Cartoon by Emad Hajjaj
End the Blockade, Aid Gaza's Economy
Haaretz: For two days now, Israelis have been caught in an absurd trap; they have seen that the Gaza Strip has come to envelop Israel just as much as Israel envelops the Gaza Strip. Not only were many of them forced to stay home from school and work, and constantly feared a rocket strike, they also had to worry that Hamas would join in the conflict alongside Islamic Jihad and the clash would become an all-out war between Gaza and Israel.

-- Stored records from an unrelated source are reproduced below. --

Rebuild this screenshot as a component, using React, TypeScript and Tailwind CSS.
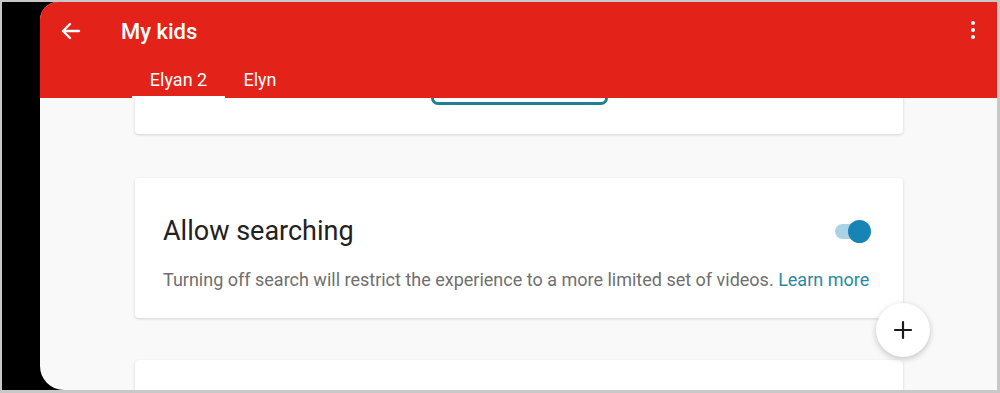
import React from "react";

export default function App() {
  return (
    <div className="w-[1000px] h-[393px] bg-[#c8c8c8] pt-[2px] pl-[2px] pr-[3px] pb-[3px] overflow-hidden" style={{ fontFamily: "Roboto, 'Noto Sans', sans-serif" }}>
      <div className="w-full h-full bg-black flex">
        <div className="w-[38px] shrink-0" />
        <div className="relative flex-1 h-full flex flex-col bg-[#f9f9f9] rounded-tl-[18px] rounded-bl-[24px] overflow-hidden">
          {/* Header */}
          <div className="relative z-10 h-[96px] shrink-0 bg-[#e3221a] flex flex-col">
            <div className="h-[56px] pt-[2px] flex items-center">
              <div className="w-[22px] ml-[20px] flex items-center justify-center">
                <svg width="20" height="18" viewBox="0 0 20 18" fill="none" stroke="white" strokeWidth="2.4" strokeLinecap="round" strokeLinejoin="round">
                  <path d="M18 9H3" />
                  <path d="M9 2L2 9l7 7" />
                </svg>
              </div>
              <div className="ml-[39px] text-white text-[22px] font-medium">My kids</div>
              <div className="flex-1" />
              <div className="mr-[22px] -mt-[2px] flex flex-col items-center gap-[2.5px]">
                <div className="w-[4.5px] h-[4.5px] rounded-full bg-white" />
                <div className="w-[4.5px] h-[4.5px] rounded-full bg-white" />
                <div className="w-[4.5px] h-[4.5px] rounded-full bg-white" />
              </div>
            </div>
            <div className="flex-1 flex pl-[92px]">
              <div className="relative w-[93px] flex items-center justify-center text-white text-[18px] pt-[2px]">
                Elyan 2
                <div className="absolute left-0 right-0 bottom-0 h-[2px] bg-white" />
              </div>
              <div className="w-[70px] flex items-center justify-center text-white text-[18px] pt-[2px]">Elyn</div>
            </div>
          </div>

          {/* Content */}
          <div className="flex-1 overflow-hidden px-[95px] pr-[94px]">
            <div className="-mt-[60px] h-[96px] bg-white rounded-[4px] shadow-[0_1px_3px_rgba(0,0,0,0.16)] flex items-end justify-center pb-[29px]">
              <div className="w-[177px] h-[48px] border-[3px] border-[#207f90] rounded-[7px]" />
            </div>

            <div className="mt-[44px] h-[140px] bg-white rounded-[4px] shadow-[0_1px_3px_rgba(0,0,0,0.16)] pl-[28px] pr-[32px] flex flex-col">
              <div className="mt-[36px] flex items-center justify-between h-[34px]">
                <div className="text-[27px] text-[#212121] leading-none">Allow searching</div>
                <div className="relative w-[36px] h-[24px] flex items-center">
                  <div className="absolute left-0 w-[28px] h-[15px] rounded-full bg-[#a9d3e5]" />
                  <div className="absolute right-0 w-[23px] h-[23px] rounded-full bg-[#1884b6]" />
                </div>
              </div>
              <div className="mt-[23px] text-[18px] text-[#6f6f6f] leading-none whitespace-nowrap">
                Turning off search will restrict the experience to a more limited set of videos.{" "}
                <span className="text-[#2a89a3]">Learn more</span>
              </div>
            </div>

            <div className="mt-[42px] h-[140px] bg-white rounded-[4px] shadow-[0_1px_3px_rgba(0,0,0,0.16)]" />
          </div>

          {/* FAB */}
          <div className="absolute left-[836px] top-[301px] w-[54px] h-[54px] rounded-full bg-white shadow-[0_2px_6px_rgba(0,0,0,0.22)] flex items-center justify-center z-20">
            <svg width="20" height="20" viewBox="0 0 20 20" stroke="#1a1a1a" strokeWidth="2.2" strokeLinecap="round">
              <path d="M10 2v16M2 10h16" />
            </svg>
          </div>
        </div>
      </div>
    </div>
  );
}
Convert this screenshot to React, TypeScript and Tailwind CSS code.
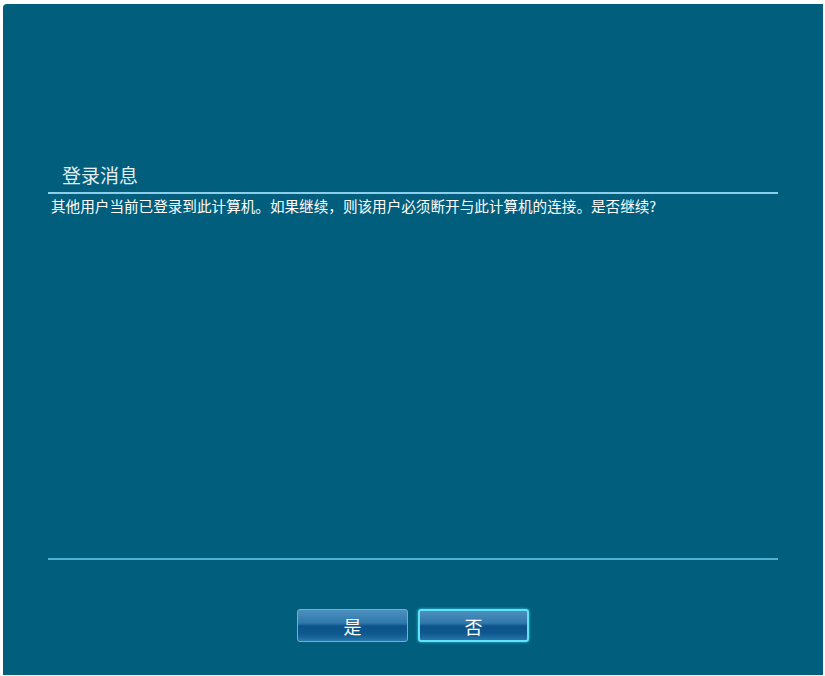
const font = { fontFamily: '"Microsoft YaHei", "Noto Sans CJK SC", "Noto Sans", sans-serif' };

function DialogButton({ label, focused }: { label: string; focused?: boolean }) {
  return (
    <button
      className={
        "w-[111px] h-[33px] rounded-[3px] text-[18px] leading-none text-white flex items-center justify-center " +
        "bg-[linear-gradient(to_bottom,#4d90bf_0%,#2f78ab_42%,#0c538a_52%,#0f5990_78%,#2776aa_100%)] " +
        (focused
          ? "border-2 border-[#5fe3f5] shadow-[0_0_3px_#3fd0ee]"
          : "border border-[#86a9c2]")
      }
    >
      {label}
    </button>
  );
}

export default function App() {
  return (
    <div className="w-[825px] h-[676px] bg-white pt-[4px] pl-[3px] pr-[2px] pb-[1px]" style={font}>
      <div className="h-full bg-[#015e7d] rounded-tl-[4px] flex flex-col px-[45px]">
        <div className="mt-[156px] h-[30px] leading-[30px] pl-[14px] text-[19px] text-[#e4f0f5]">
          登录消息
        </div>
        <div className="mt-[2px] h-[2px] bg-[#8ccfec]" />
        <div className="mt-[2px] h-[20px] leading-[20px] pl-[3px] text-[14.6px] text-white whitespace-nowrap">
          其他用户当前已登录到此计算机。如果继续，则该用户必须断开与此计算机的连接。是否继续?
        </div>
        <div className="mt-[342px] h-[2px] bg-[#4eb0d3]" />
        <div className="mt-[49px] flex justify-center gap-[10px]">
          <DialogButton label="是" />
          <DialogButton label="否" focused />
        </div>
      </div>
    </div>
  );
}
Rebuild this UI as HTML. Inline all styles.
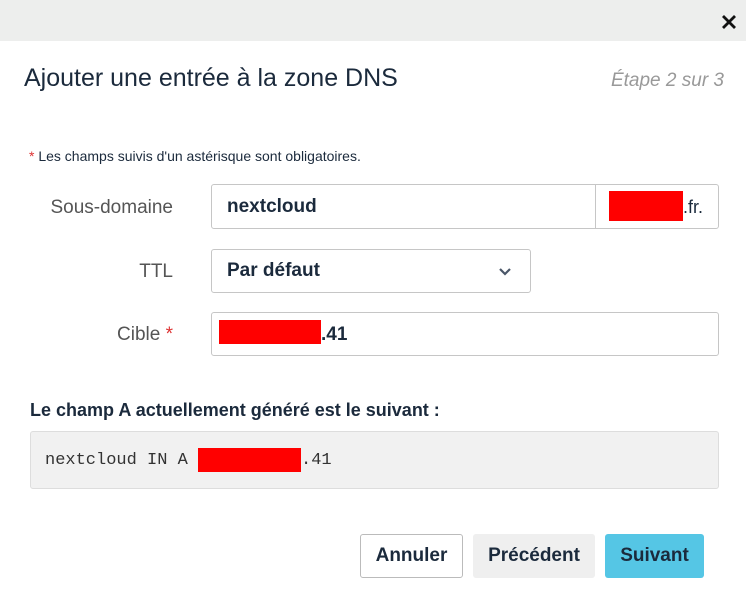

This danger still exists. A fragile balance of deterrence exists between Israel and the Gaza Strip, and any upsetting of this balance has the potential to deteriorate into a protracted and pointless war. The Shin Bet security service and the Israel Defense Forces certainly demonstrated impressive capabilities in locating and killing Baha Abu al-Ata and his wife in a “surgical” operation, but the high economic cost and toll on morale brought on by this action only underscores the question of what exactly is gained by targeted killings. It has been clear for decades that assassinating terrorist leaders and commanders does not affect their organizations’ ability to strike at Israel, nor does it alter their policies. These are not cells that are dependent upon a single commander and will fall apart if that person is eliminated.
But in the absence of a policy aimed at finding a practical and agreed-upon solution with the Palestinians, the government is offering its citizens false substitutes such as targeted assassinations, collective economic punishment, draconian restrictions on movement and empty bluster about military power. The political leadership, the IDF and the Shin Bet themselves probably have little faith in the usefulness of any of these measures. The IDF has long stated quite clearly that there is no military solution to the Gaza problem. The Shin Bet has supported and continues to support easing of the blockade, and even the prime minister recognizes the need for at least an economic solution that will reduce the potential threat from Gaza, and was persuaded to allow an influx of millions of dollars to Gaza to enable Hamas to guarantee workers’ salaries and aid to needy families.
Hamas’s restraint, so far, from joining in the violent response from Islamic Jihad to the death of Abu al-Ata can be ascribed in large part to pragmatic considerations, chiefly its desire to preserve its standing as the group that can provide for the local population’s needs. This policy and Hamas’s consent to the cease-fire conditions formulated in Cairo, manifested in part by the prevention of rocket fire into Israel, shows that the equation of “economics in return for quiet” can work.
Israel, which has learned to distinguish between Hamas and Islamic Jihad, and is avoiding hitting Hamas targets this time, must expand the understandings and agreements with Hamas, give it the economic tools to run the Gaza Strip and lift the blockade that paradoxically ends up strengthening the most extremist movements. The present government has shown that it is incapable of this. Until it is replaced, Israelis will go on living between one rocket barrage and another.